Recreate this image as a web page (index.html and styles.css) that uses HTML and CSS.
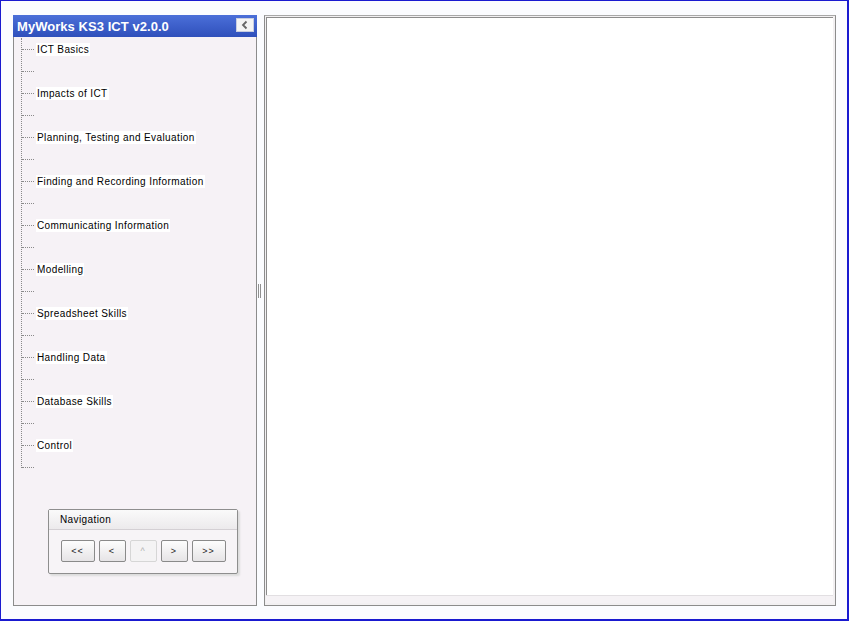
FILE: index.html
```html
<!DOCTYPE html>
<html lang="en">
<head>
  <meta charset="UTF-8">
  <title>MyWorks KS3 ICT v2.0.0</title>
  <link rel="stylesheet" href="styles.css">
</head>
<body>
  <div class="frame">
    <div class="side">
      <div class="side-head">
        <span class="side-title">MyWorks KS3 ICT v2.0.0</span>
        <div class="collapse">
          <svg width="10" height="10" viewBox="0 0 10 10">
            <path d="M6.5 1.5L3 5l3.5 3.5" fill="none" stroke="#666" stroke-width="1.8"/>
          </svg>
        </div>
      </div>
      <div class="side-body">
        <ul class="tree">
          <li><span>ICT Basics</span></li>
          <li></li>
          <li><span>Impacts of ICT</span></li>
          <li></li>
          <li><span>Planning, Testing and Evaluation</span></li>
          <li></li>
          <li><span>Finding and Recording Information</span></li>
          <li></li>
          <li><span>Communicating Information</span></li>
          <li></li>
          <li><span>Modelling</span></li>
          <li></li>
          <li><span>Spreadsheet Skills</span></li>
          <li></li>
          <li><span>Handling Data</span></li>
          <li></li>
          <li><span>Database Skills</span></li>
          <li></li>
          <li><span>Control</span></li>
          <li class="last"></li>
        </ul>

        <div class="nav-box">
          <div class="nav-head">Navigation</div>
          <div class="nav-buttons">
            <button class="btn wide">&lt;&lt;</button>
            <button class="btn">&lt;</button>
            <button class="btn disabled">^</button>
            <button class="btn">&gt;</button>
            <button class="btn wide">&gt;&gt;</button>
          </div>
        </div>
      </div>
    </div>

    <div class="splitter">
      <div class="grip"></div>
    </div>

    <div class="main">
      <div class="main-inner"></div>
      <div class="main-foot"></div>
    </div>
  </div>
</body>
</html>
```

FILE: styles.css
```css
body {
  margin: 0;
  font-family: "Liberation Sans", Arial, sans-serif;
  background-color: #fff;
}

.frame {
  width: 849px;
  height: 621px;
  box-sizing: border-box;
  border: 2px solid #1a1ad0;
  border-top-width: 1px;
  border-left-width: 1px;
  background-color: #fbfcff;
  padding: 14px 11px 13px 12px;
  display: flex;
}

/* Left panel */
.side {
  width: 244px;
  box-sizing: border-box;
  border: 1px solid #8c8c8c;
  border-top: none;
  display: flex;
  flex-direction: column;
  background-color: #f6f2f6;
}

.side-head {
  height: 22px;
  background: linear-gradient(#4b6fd9, #2f50bb);
  display: flex;
  align-items: center;
  justify-content: space-between;
  padding: 0 3px 0 4px;
  margin: 0 -1px;
}

.side-title {
  color: #fff;
  font-weight: bold;
  font-size: 13px;
  letter-spacing: 0.05px;
}

.collapse {
  width: 18px;
  height: 14px;
  background-color: #f4f4f4;
  border: 1px solid #c8cde0;
  box-sizing: border-box;
  display: flex;
  align-items: center;
  justify-content: center;
  margin-top: -2px;
}

.side-body {
  flex: 1;
  padding-top: 1px;
}

.tree {
  list-style: none;
  margin: 0 0 0 7px;
  padding: 0;
  border-left: 1px dotted #8a8a8a;
}

.tree li {
  height: 22px;
  display: flex;
  align-items: center;
  font-size: 10px;
  letter-spacing: 0.4px;
  color: #000;
}

.tree li.last {
  height: 12px;
  align-items: flex-end;
}

.tree li::before {
  content: "";
  width: 12px;
  border-top: 1px dotted #8a8a8a;
  margin-right: 2px;
}

.tree li span {
  background-color: #fff;
  padding: 1px 1px;
}

/* Navigation box */
.nav-box {
  width: 190px;
  margin: 41px 0 0 34px;
  box-sizing: border-box;
  border: 1px solid #8e8e8e;
  border-radius: 2px;
  background-color: #f7f4f7;
  box-shadow: 2px 2px 2px #dcdcdc;
}

.nav-head {
  height: 19px;
  line-height: 20px;
  font-size: 10px;
  letter-spacing: 0.4px;
  padding-left: 11px;
  background: linear-gradient(#fafafa, #eceaec);
  border-bottom: 1px solid #d4d0d4;
}

.nav-buttons {
  display: flex;
  justify-content: center;
  gap: 4px;
  padding: 10px 0 11px;
}

.btn {
  width: 27px;
  height: 22px;
  padding: 0;
  font-family: "Liberation Sans", Arial, sans-serif;
  font-size: 9px;
  letter-spacing: 1px;
  color: #222;
  background: linear-gradient(#fdfdfd, #e6e4e6);
  border: 1px solid #8a8a8a;
  border-radius: 2px;
}

.btn.wide {
  width: 34px;
}

.btn.disabled {
  color: #b0b0b0;
  border-color: #d6d6d6;
  background: #f4f3f4;
}

/* Splitter */
.splitter {
  width: 7px;
  display: flex;
  align-items: center;
  justify-content: center;
}

.grip {
  width: 1px;
  height: 14px;
  border-left: 1px solid #909090;
  border-right: 1px solid #909090;
  margin: 0 0 40px -2px;
}

/* Main content */
.main {
  flex: 1;
  box-sizing: border-box;
  border: 1px solid #8c8c8c;
  border-top-color: #a8a8a8;
  padding: 1px 2px 2px 1px;
  display: flex;
  flex-direction: column;
  background-color: #f2f0f2;
}

.main-inner {
  flex: 1;
  background-color: #fff;
  border-top: 1px solid #8c8c8c;
  border-left: 1px solid #8c8c8c;
}

.main-foot {
  height: 7px;
  background-color: #f5f2f5;
  border-top: 1px solid #e2dfe2;
}
```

__WHAT TO WORK ON__. Repeat the data above exactly, but not the pictures.

__RESULT OF THE EXERCISE__.
Recreate this image as a web page (index.html and styles.css) that uses HTML and CSS.
FILE: index.html
```html
<!DOCTYPE html>
<html lang="en">
<head>
  <meta charset="UTF-8">
  <title>MyWorks KS3 ICT v2.0.0</title>
  <link rel="stylesheet" href="styles.css">
</head>
<body>
  <div class="frame">
    <div class="side">
      <div class="side-head">
        <span class="side-title">MyWorks KS3 ICT v2.0.0</span>
        <div class="collapse">
          <svg width="10" height="10" viewBox="0 0 10 10">
            <path d="M6.5 1.5L3 5l3.5 3.5" fill="none" stroke="#666" stroke-width="1.8"/>
          </svg>
        </div>
      </div>
      <div class="side-body">
        <ul class="tree">
          <li><span>ICT Basics</span></li>
          <li></li>
          <li><span>Impacts of ICT</span></li>
          <li></li>
          <li><span>Planning, Testing and Evaluation</span></li>
          <li></li>
          <li><span>Finding and Recording Information</span></li>
          <li></li>
          <li><span>Communicating Information</span></li>
          <li></li>
          <li><span>Modelling</span></li>
          <li></li>
          <li><span>Spreadsheet Skills</span></li>
          <li></li>
          <li><span>Handling Data</span></li>
          <li></li>
          <li><span>Database Skills</span></li>
          <li></li>
          <li><span>Control</span></li>
          <li class="last"></li>
        </ul>

        <div class="nav-box">
          <div class="nav-head">Navigation</div>
          <div class="nav-buttons">
            <button class="btn wide">&lt;&lt;</button>
            <button class="btn">&lt;</button>
            <button class="btn disabled">^</button>
            <button class="btn">&gt;</button>
            <button class="btn wide">&gt;&gt;</button>
          </div>
        </div>
      </div>
    </div>

    <div class="splitter">
      <div class="grip"></div>
    </div>

    <div class="main">
      <div class="main-inner"></div>
      <div class="main-foot"></div>
    </div>
  </div>
</body>
</html>
```

FILE: styles.css
```css
body {
  margin: 0;
  font-family: "Liberation Sans", Arial, sans-serif;
  background-color: #fff;
}

.frame {
  width: 849px;
  height: 621px;
  box-sizing: border-box;
  border: 2px solid #1a1ad0;
  border-top-width: 1px;
  border-left-width: 1px;
  background-color: #fbfcff;
  padding: 14px 11px 13px 12px;
  display: flex;
}

/* Left panel */
.side {
  width: 244px;
  box-sizing: border-box;
  border: 1px solid #8c8c8c;
  border-top: none;
  display: flex;
  flex-direction: column;
  background-color: #f6f2f6;
}

.side-head {
  height: 22px;
  background: linear-gradient(#4b6fd9, #2f50bb);
  display: flex;
  align-items: center;
  justify-content: space-between;
  padding: 0 3px 0 4px;
  margin: 0 -1px;
}

.side-title {
  color: #fff;
  font-weight: bold;
  font-size: 13px;
  letter-spacing: 0.05px;
}

.collapse {
  width: 18px;
  height: 14px;
  background-color: #f4f4f4;
  border: 1px solid #c8cde0;
  box-sizing: border-box;
  display: flex;
  align-items: center;
  justify-content: center;
  margin-top: -2px;
}

.side-body {
  flex: 1;
  padding-top: 1px;
}

.tree {
  list-style: none;
  margin: 0 0 0 7px;
  padding: 0;
  border-left: 1px dotted #8a8a8a;
}

.tree li {
  height: 22px;
  display: flex;
  align-items: center;
  font-size: 10px;
  letter-spacing: 0.4px;
  color: #000;
}

.tree li.last {
  height: 12px;
  align-items: flex-end;
}

.tree li::before {
  content: "";
  width: 12px;
  border-top: 1px dotted #8a8a8a;
  margin-right: 2px;
}

.tree li span {
  background-color: #fff;
  padding: 1px 1px;
}

/* Navigation box */
.nav-box {
  width: 190px;
  margin: 41px 0 0 34px;
  box-sizing: border-box;
  border: 1px solid #8e8e8e;
  border-radius: 2px;
  background-color: #f7f4f7;
  box-shadow: 2px 2px 2px #dcdcdc;
}

.nav-head {
  height: 19px;
  line-height: 20px;
  font-size: 10px;
  letter-spacing: 0.4px;
  padding-left: 11px;
  background: linear-gradient(#fafafa, #eceaec);
  border-bottom: 1px solid #d4d0d4;
}

.nav-buttons {
  display: flex;
  justify-content: center;
  gap: 4px;
  padding: 10px 0 11px;
}

.btn {
  width: 27px;
  height: 22px;
  padding: 0;
  font-family: "Liberation Sans", Arial, sans-serif;
  font-size: 9px;
  letter-spacing: 1px;
  color: #222;
  background: linear-gradient(#fdfdfd, #e6e4e6);
  border: 1px solid #8a8a8a;
  border-radius: 2px;
}

.btn.wide {
  width: 34px;
}

.btn.disabled {
  color: #b0b0b0;
  border-color: #d6d6d6;
  background: #f4f3f4;
}

/* Splitter */
.splitter {
  width: 7px;
  display: flex;
  align-items: center;
  justify-content: center;
}

.grip {
  width: 1px;
  height: 14px;
  border-left: 1px solid #909090;
  border-right: 1px solid #909090;
  margin: 0 0 40px -2px;
}

/* Main content */
.main {
  flex: 1;
  box-sizing: border-box;
  border: 1px solid #8c8c8c;
  border-top-color: #a8a8a8;
  padding: 1px 2px 2px 1px;
  display: flex;
  flex-direction: column;
  background-color: #f2f0f2;
}

.main-inner {
  flex: 1;
  background-color: #fff;
  border-top: 1px solid #8c8c8c;
  border-left: 1px solid #8c8c8c;
}

.main-foot {
  height: 7px;
  background-color: #f5f2f5;
  border-top: 1px solid #e2dfe2;
}
```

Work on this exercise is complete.